Ghanaian trading authorities shut down Nigerian businesses across Accra in response to border closure

GHANAIAN trading officials have stepped up their attacks against Nigerian businesses operating in the country in response to the recent border closure by shutting down Nigerian retails outlets in Accra.

 

Last month, President Muhammadu Buhari ordered the closure of all Nigeria's land borders to combat growing incidences of smuggling. Nigeria has a free trade agreement with her neighbours under the Economic Community of West African States (Ecowas) protocol but this has been abused by those shipping Asian goods into the sub-region and then transporting them into Nigeria tariff-free.

 

Over recent years, Nigeria has particularly focused on rice and cement production in a bid to stem imports but this programme has been frustrated by cheap Asian imports from countries like China, Thailand, Pakistan and India. In neighbouring Benin Republic, the port of Cotonou has been used a conduit through which to get cheap Asian goods into the Nigerian market, promoting the government to close the border between the two countries.

 

As a result of the border closure, Nigeria's West African neighbours have been hit hard as goods piling up at their ports are rotting away. Incensed at the loses its members are incurring, the Ghana Union of Traders Association (Guta) has launched stepped up attacks against Nigerian businesses operating in the country, shutting dozens of them down.

 

On Monday this week alone, Guta closed down 15 more shops belonging to Nigerians at Opera Square in Accra, the Ghanaian capital.
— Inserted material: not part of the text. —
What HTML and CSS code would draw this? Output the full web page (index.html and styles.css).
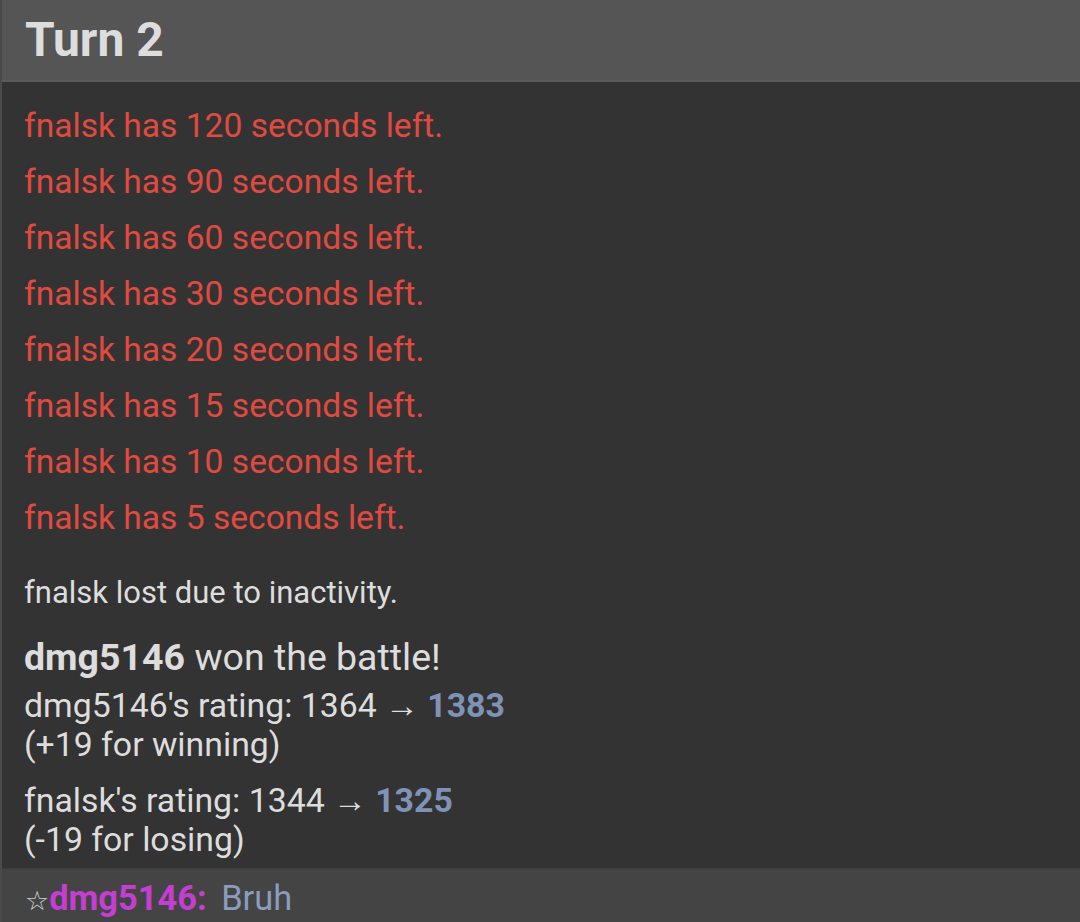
FILE: index.html
```html
<!DOCTYPE html>
<html>
<head>
<meta charset="utf-8">
<link rel="stylesheet" href="styles.css">
</head>
<body>
<div class="page">
  <div class="turn">Turn 2</div>
  <div class="log">
    <div class="timer">fnalsk has 120 seconds left.</div>
    <div class="timer">fnalsk has 90 seconds left.</div>
    <div class="timer">fnalsk has 60 seconds left.</div>
    <div class="timer">fnalsk has 30 seconds left.</div>
    <div class="timer">fnalsk has 20 seconds left.</div>
    <div class="timer">fnalsk has 15 seconds left.</div>
    <div class="timer">fnalsk has 10 seconds left.</div>
    <div class="timer">fnalsk has 5 seconds left.</div>
    <div class="notice">fnalsk lost due to inactivity.</div>
    <div class="win"><strong>dmg5146</strong> won the battle!</div>
    <div class="rating">dmg5146's rating: 1364 &rarr; <strong>1383</strong><br>(+19 for winning)</div>
    <div class="rating">fnalsk's rating: 1344 &rarr; <strong>1325</strong><br>(-19 for losing)</div>
  </div>
  <div class="chat"><span class="star">☆</span><span class="user">dmg5146:</span> <span class="msg">Bruh</span></div>
</div>
</body>
</html>
```
FILE: styles.css
```css
html, body {
  margin: 0;
  padding: 0;
  background: #333;
}
body {
  font-family: Roboto, "Liberation Sans", sans-serif;
  width: 1080px;
  height: 922px;
  overflow: hidden;
}
.page {
  border-left: 2px solid #4a4a4a;
  height: 922px;
  display: flex;
  flex-direction: column;
}
.turn {
  background: #555;
  color: #ddd;
  font-weight: bold;
  font-size: 48px;
  line-height: 80px;
  height: 80px;
  padding-left: 23px;
  border-bottom: 2px solid #5a5a5a;
}
.log {
  flex: 1;
  padding: 16px 22px 0;
  color: #ddd;
}
.timer {
  color: #e04a40;
  font-size: 33.6px;
  line-height: 56px;
}
.notice {
  font-size: 31px;
  line-height: 38px;
  margin-top: 28px;
}
.win {
  font-size: 37.5px;
  line-height: 44px;
  margin-top: 23px;
}
.rating {
  font-size: 33.8px;
  line-height: 39px;
  margin-top: 17px;
}
.rating strong {
  color: #7f93b6;
}
.win + .rating {
  margin-top: 7px;
}
.chat {
  background: #444;
  height: 53px;
  line-height: 58px;
  padding-left: 23px;
  font-size: 34.4px;
  border-top: 1px solid #3c3c3c;
}
.star {
  color: #ccc;
  font-family: "DejaVu Sans", sans-serif;
  font-size: 27px;
}
.user {
  color: #c43fd1;
  font-weight: bold;
}
.msg {
  color: #8a9dbb;
  margin-left: 6px;
}
```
These closures bring the number of affected Nigerian businesses to about 70 since the border dispute began.

 

Fearful that Nigerian business may face physical attacks, Chukwuemeka Nnaji, the president of the Nigerian Union of Traders Association in Ghana (Nutag), advised his members to close their shops today as rumours spread that Nigerian-owned businesses at Tip Toe Lane in Kwame Nkrumah Circle, would become casualties. Police intervention and the Nigerian mission in Ghana averted a major clash between members of Guta and Nutag members on Monday.